Findlinks is a script for dumping a list of Wikipedia page names where the article contains any URLs for a given domain.
It answers the question: which pages on Enwiki include a cnn.com URL?
It can operate on 1 wiki, 2+ wikis, or all 800+ wikis.
It's useful for bot operators who need to know which articles to process for a given domain.
It's useful to dump all URLs for a given domain for whatever purpose.
It's useful to build other queries to answer other questions from the replication database.
findlinks - list page names that contain a domain
-d <domain> (required) Domain to search for eg. cnn.com
-s <site> (required) One or more site codes [space seperated] - see allwikis.txt for the list
If "ALL" then process all sites (800+) in allwikis.txt
If "<whatever>.txt" then process all site codes listed in the file <whatever>.txt
Use of a trailing "_p" in the site code is supported but optional - see Examples below
-n <ns> (optional) Namespace(s) to target [space seperated]. Default is "0 6"

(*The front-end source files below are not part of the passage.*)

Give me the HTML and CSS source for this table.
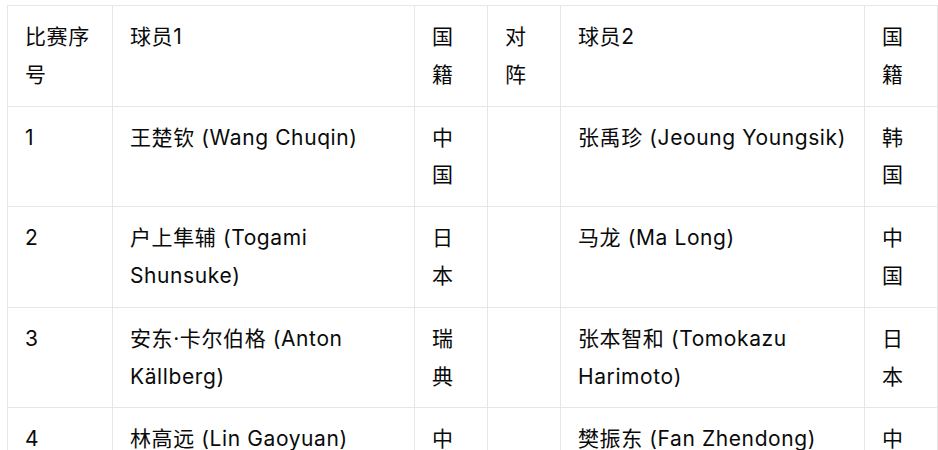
FILE: index.html
```html
<!DOCTYPE html>
<html lang="zh-CN">
<head>
<meta charset="utf-8">
<link rel="stylesheet" href="styles.css">
</head>
<body>
<table class="match-table">
  <colgroup>
    <col class="c-no">
    <col class="c-player">
    <col class="c-nat">
    <col class="c-vs">
    <col class="c-player2">
    <col class="c-nat">
  </colgroup>
  <thead>
    <tr><th>比赛序号</th><th>球员1</th><th>国籍</th><th>对阵</th><th>球员2</th><th>国籍</th></tr>
  </thead>
  <tbody>
    <tr><td>1</td><td>王楚钦 (Wang Chuqin)</td><td>中国</td><td></td><td>张禹珍 (Jeoung Youngsik)</td><td>韩国</td></tr>
    <tr><td>2</td><td>户上隼辅 (Togami Shunsuke)</td><td>日本</td><td></td><td>马龙 (Ma Long)</td><td>中国</td></tr>
    <tr><td>3</td><td>安东·卡尔伯格 (Anton Källberg)</td><td>瑞典</td><td></td><td>张本智和 (Tomokazu Harimoto)</td><td>日本</td></tr>
    <tr><td>4</td><td>林高远 (Lin Gaoyuan)</td><td>中国</td><td></td><td>樊振东 (Fan Zhendong)</td><td>中国</td></tr>
  </tbody>
</table>
</body>
</html>
```
FILE: styles.css
```css
html, body {
  margin: 0;
  background: #ffffff;
}
body {
  padding: 5px 0 0 7px;
  font-family: "Inter", "Noto Sans CJK SC", sans-serif;
  font-size: 21px;
  letter-spacing: 0.6px;
  color: #0a0a0a;
}
.match-table {
  border-collapse: collapse;
  table-layout: fixed;
  width: 931px;
}
.c-no { width: 105px; }
.c-player { width: 302px; }
.c-nat { width: 73px; }
.c-vs { width: 73px; }
.c-player2 { width: 304px; }
.match-table th,
.match-table td {
  border: 1px solid #e6e6e6;
  padding: 12px 16px 12px 17px;
  line-height: 37.8px;
  text-align: left;
  vertical-align: top;
  font-weight: 400;
}
```
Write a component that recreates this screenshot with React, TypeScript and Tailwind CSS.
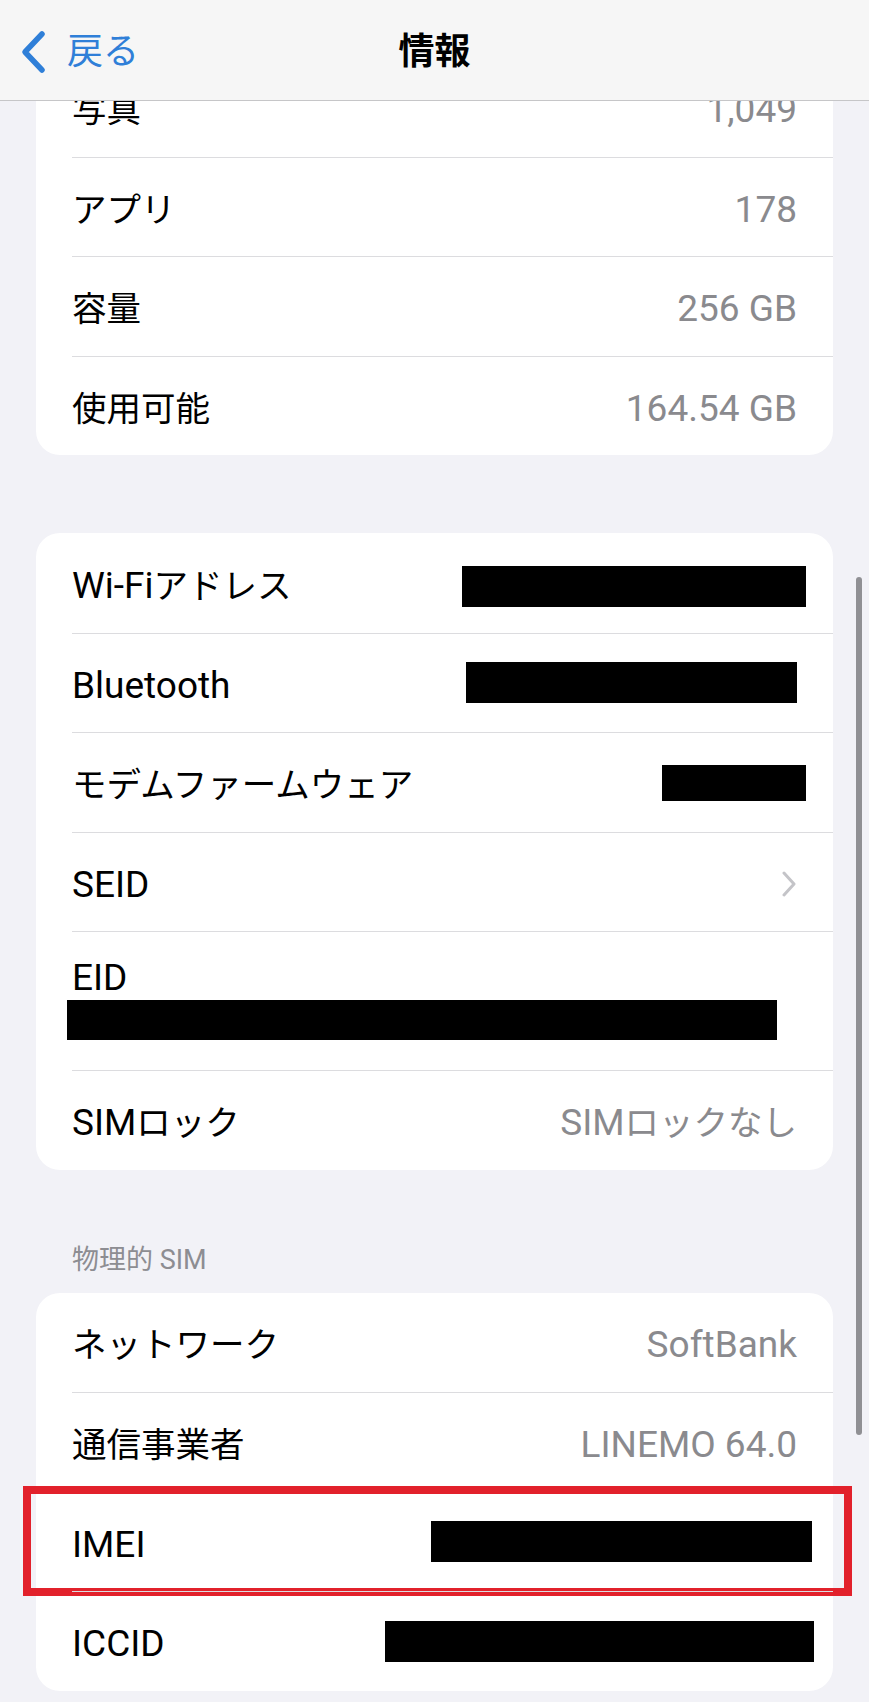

eg. -n "0 6 10" will check these 3 namespaces
0 = mainspace, 6 = File: and 10 = Template:
-r <regex> (optional) Only report URLs that match the given regex
-k (optional) Keep raw output file. Useful for viewing the URLs
-a (optional) Generate a fresh copy of allwikis.txt - ie. a list of all wiki site codes
Examples:
Find all pages on enwiki in namespace 4 & 5 that contain archive.md
./findlinks -d archive.md -s enwiki -n '4 5'
Find all pages on enwiki and eswiki in namespace 0 that contain archive.md
./findlinks -d archive.md -s 'enwiki eswiki' -n 0
Find all pages on the sites listed in mylist.txt in namespace 0 & 6 that contain archive.md
./findlinks -d archive.md -s mylist.txt
Find all pages on enwiki in namespace 0 & 6 that contain a URL with 'archive.today' that has 'http:'
./findlinks -d archive.today -s enwiki -r '^http:'
The script uses ssh to establish a tunnel with the replication server on Toolforge and then runs queries through the tunnel. It can run from any computer it doesn't need to be hosted on Toolforge.
- GNU awk 4.1+
- MySql client
- ssh client
- A Wikitech Toolforge account: https://wikitech.wikimedia.org/wiki/Portal:Toolforge
-
Clone the repo
cd ~ git clone 'https://github.com/greencardamom/Findlinks'
-
Install a MySQL client if not already:
sudo apt-get install mysql-client
-
findlinks.awk has a hard coded path at the top of the file for the "Home" directory.
-
You will need a Toolforge account (free registration). Copy your replica.my.cnf file to the Findlinks local directory (it contains your SQL login ID and password)
-
You will need passwordless ssh access. Run 'ssh-keygen' and copy-paste the content of ~/.ssh/id_rsa.pub to your toolforge account at https://admin.toolforge.org/ under "Add a ssh public key"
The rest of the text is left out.